_Do this_
Search the material below for the string "What" and list each line that holds it.

##### Records shown #####

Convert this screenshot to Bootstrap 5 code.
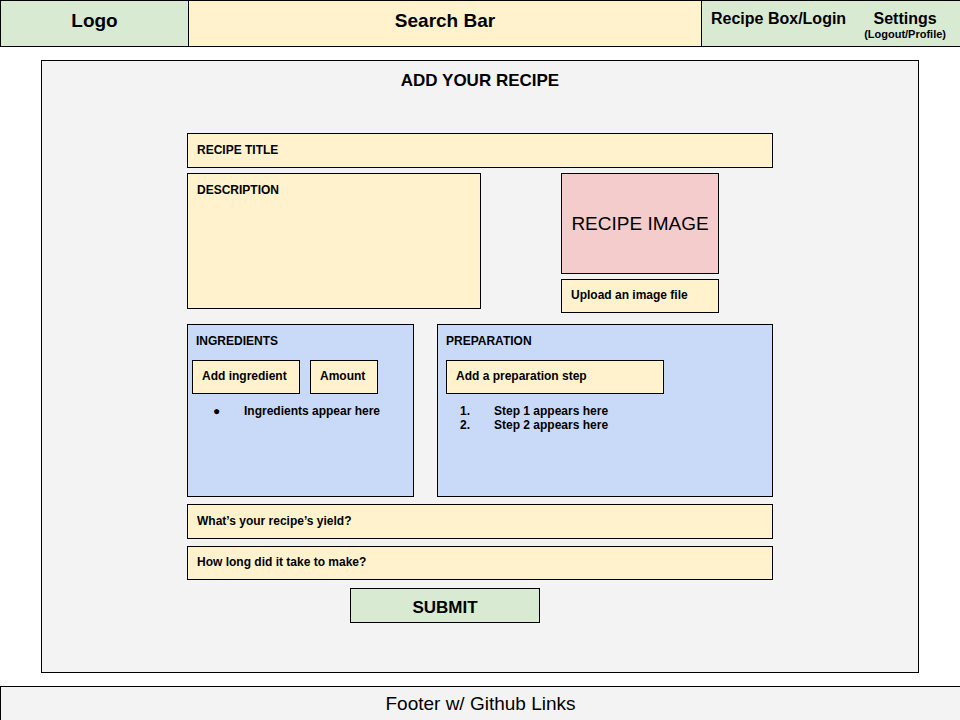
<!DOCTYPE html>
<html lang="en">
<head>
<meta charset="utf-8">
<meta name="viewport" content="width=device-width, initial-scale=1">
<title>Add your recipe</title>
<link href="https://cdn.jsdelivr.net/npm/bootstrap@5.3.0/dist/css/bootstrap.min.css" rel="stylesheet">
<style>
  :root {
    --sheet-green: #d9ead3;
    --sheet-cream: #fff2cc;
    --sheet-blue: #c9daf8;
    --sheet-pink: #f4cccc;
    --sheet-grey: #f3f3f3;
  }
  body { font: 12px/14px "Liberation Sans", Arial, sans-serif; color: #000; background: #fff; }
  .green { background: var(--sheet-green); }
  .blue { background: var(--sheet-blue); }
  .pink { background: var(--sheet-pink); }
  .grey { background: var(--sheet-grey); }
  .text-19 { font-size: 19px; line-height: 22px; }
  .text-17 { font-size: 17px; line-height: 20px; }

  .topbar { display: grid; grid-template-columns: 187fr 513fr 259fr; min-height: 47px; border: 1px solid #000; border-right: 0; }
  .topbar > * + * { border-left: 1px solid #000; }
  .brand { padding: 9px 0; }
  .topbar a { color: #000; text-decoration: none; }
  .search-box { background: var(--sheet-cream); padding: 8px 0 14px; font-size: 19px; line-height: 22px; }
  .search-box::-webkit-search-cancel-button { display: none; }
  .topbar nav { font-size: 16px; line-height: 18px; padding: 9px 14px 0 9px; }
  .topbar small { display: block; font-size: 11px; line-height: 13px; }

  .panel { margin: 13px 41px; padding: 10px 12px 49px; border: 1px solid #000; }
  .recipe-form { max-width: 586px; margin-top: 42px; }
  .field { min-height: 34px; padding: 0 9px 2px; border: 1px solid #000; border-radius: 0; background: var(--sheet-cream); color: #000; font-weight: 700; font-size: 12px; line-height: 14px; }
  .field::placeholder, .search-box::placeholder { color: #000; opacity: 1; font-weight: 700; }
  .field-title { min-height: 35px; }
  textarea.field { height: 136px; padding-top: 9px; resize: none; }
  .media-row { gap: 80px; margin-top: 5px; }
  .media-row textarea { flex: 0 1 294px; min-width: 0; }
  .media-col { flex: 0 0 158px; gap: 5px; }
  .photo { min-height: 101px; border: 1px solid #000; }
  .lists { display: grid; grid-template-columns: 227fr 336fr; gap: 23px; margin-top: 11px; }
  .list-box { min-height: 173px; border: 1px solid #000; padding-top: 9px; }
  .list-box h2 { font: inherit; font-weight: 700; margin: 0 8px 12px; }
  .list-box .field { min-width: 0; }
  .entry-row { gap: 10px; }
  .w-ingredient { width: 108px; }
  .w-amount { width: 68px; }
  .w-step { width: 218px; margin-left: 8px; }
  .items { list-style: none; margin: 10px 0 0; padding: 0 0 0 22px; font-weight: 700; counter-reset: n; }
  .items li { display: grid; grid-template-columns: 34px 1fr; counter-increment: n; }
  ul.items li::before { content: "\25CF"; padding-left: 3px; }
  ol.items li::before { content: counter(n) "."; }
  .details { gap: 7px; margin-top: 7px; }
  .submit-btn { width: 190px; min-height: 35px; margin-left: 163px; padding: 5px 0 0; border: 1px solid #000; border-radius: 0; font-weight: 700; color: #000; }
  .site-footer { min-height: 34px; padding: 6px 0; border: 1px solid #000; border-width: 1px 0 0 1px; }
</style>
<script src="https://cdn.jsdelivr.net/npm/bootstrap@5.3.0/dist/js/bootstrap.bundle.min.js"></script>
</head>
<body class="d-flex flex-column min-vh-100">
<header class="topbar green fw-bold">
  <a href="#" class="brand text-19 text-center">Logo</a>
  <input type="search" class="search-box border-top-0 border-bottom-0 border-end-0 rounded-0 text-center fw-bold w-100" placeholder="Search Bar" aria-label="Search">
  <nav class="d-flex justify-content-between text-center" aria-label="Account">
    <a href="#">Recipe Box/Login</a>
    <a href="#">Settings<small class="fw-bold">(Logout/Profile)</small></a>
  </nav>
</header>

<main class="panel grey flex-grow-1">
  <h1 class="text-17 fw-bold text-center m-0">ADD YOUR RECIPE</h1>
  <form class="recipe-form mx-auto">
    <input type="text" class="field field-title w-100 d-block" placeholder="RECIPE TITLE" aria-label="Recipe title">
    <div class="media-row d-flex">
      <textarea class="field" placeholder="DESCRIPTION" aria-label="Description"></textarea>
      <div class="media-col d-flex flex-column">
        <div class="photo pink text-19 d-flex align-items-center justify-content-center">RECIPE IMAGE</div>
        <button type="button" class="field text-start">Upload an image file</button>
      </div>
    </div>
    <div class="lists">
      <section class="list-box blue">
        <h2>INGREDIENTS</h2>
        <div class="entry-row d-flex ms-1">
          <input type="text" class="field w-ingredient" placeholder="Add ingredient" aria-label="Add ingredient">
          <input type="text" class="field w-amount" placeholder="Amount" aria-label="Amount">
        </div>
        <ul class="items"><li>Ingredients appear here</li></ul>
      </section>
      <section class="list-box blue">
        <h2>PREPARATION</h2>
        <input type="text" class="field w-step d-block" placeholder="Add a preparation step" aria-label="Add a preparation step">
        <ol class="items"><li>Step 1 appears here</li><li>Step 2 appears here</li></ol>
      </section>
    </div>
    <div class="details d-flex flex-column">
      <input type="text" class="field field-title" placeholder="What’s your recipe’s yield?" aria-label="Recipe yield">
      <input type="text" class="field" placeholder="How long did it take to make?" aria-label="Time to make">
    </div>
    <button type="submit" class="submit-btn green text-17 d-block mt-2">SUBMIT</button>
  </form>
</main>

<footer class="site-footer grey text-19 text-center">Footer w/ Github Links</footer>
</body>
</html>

#####
##### Records shown #####

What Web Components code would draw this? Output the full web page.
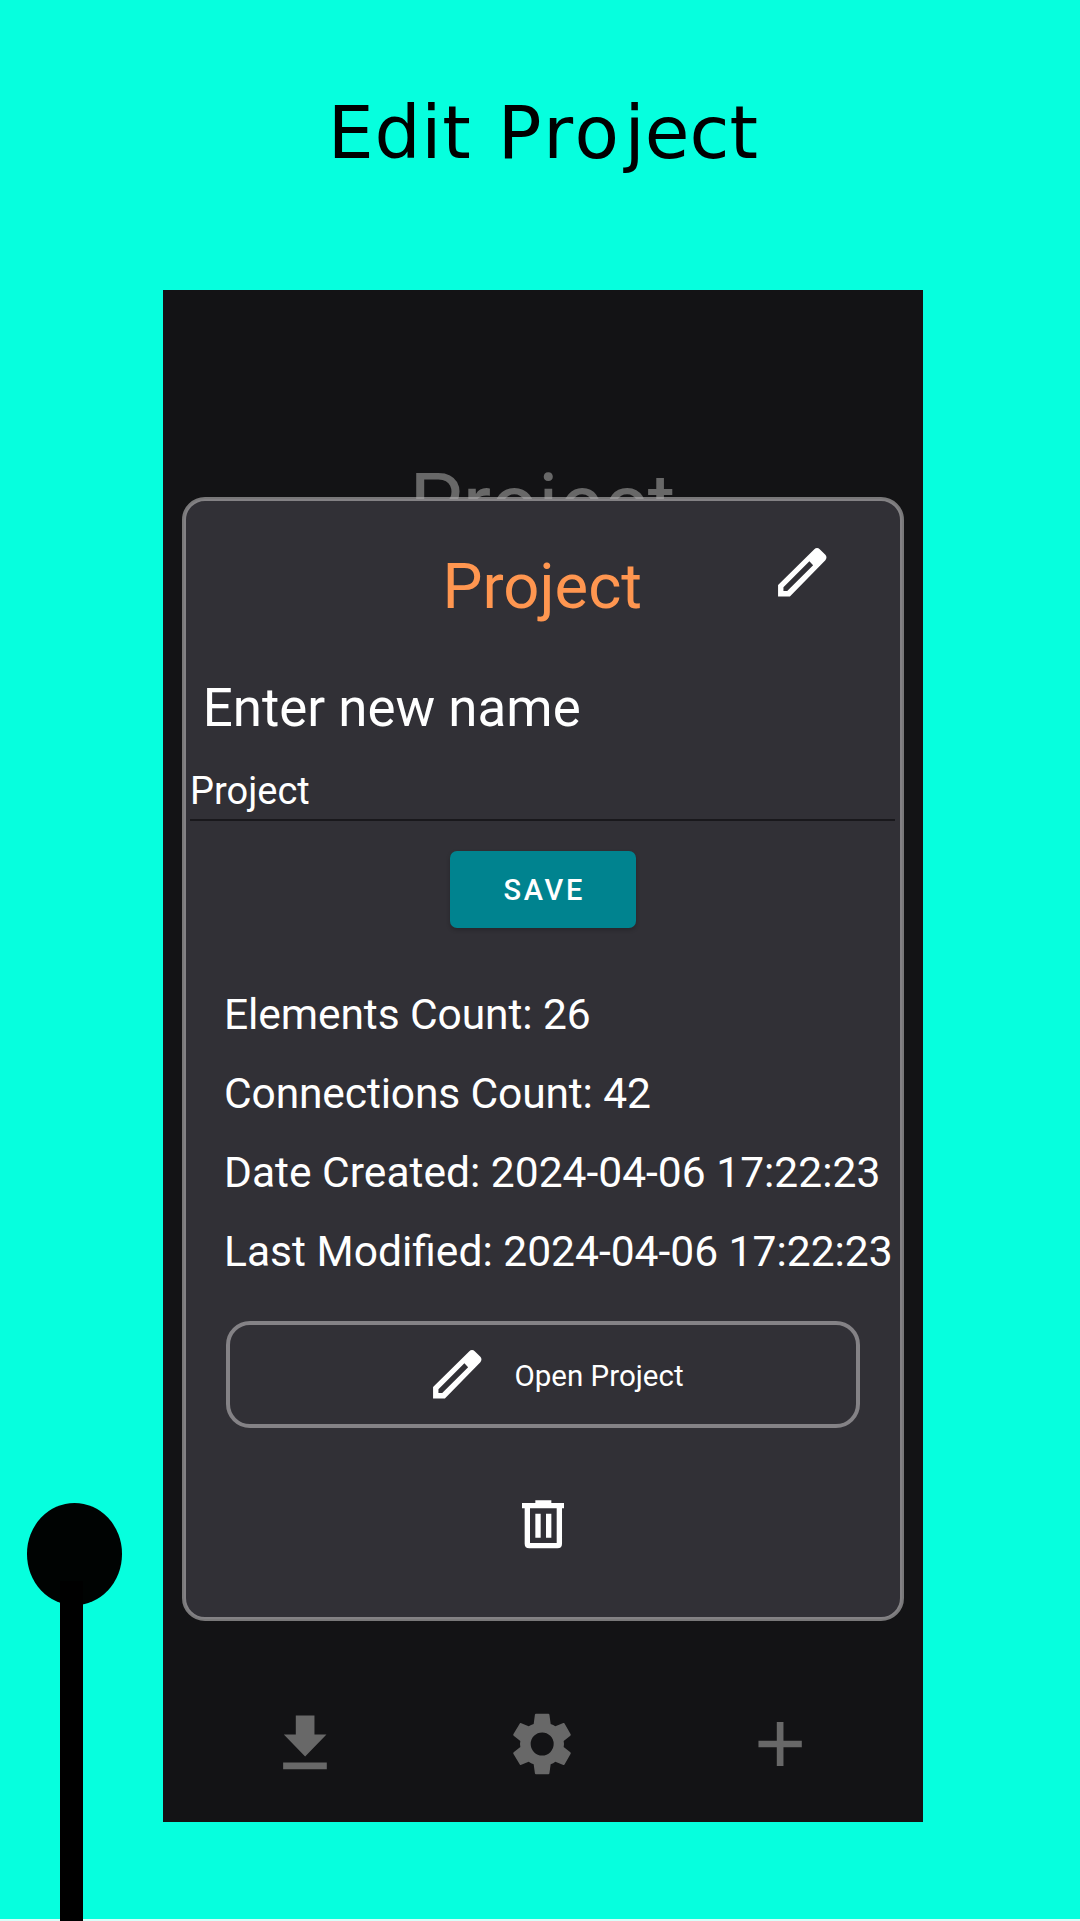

#####

_Exercise answer_
      <input type="text" class="field field-title" placeholder="What’s your recipe’s yield?" aria-label="Recipe yield">
What Web Components code would draw this? Output the full web page.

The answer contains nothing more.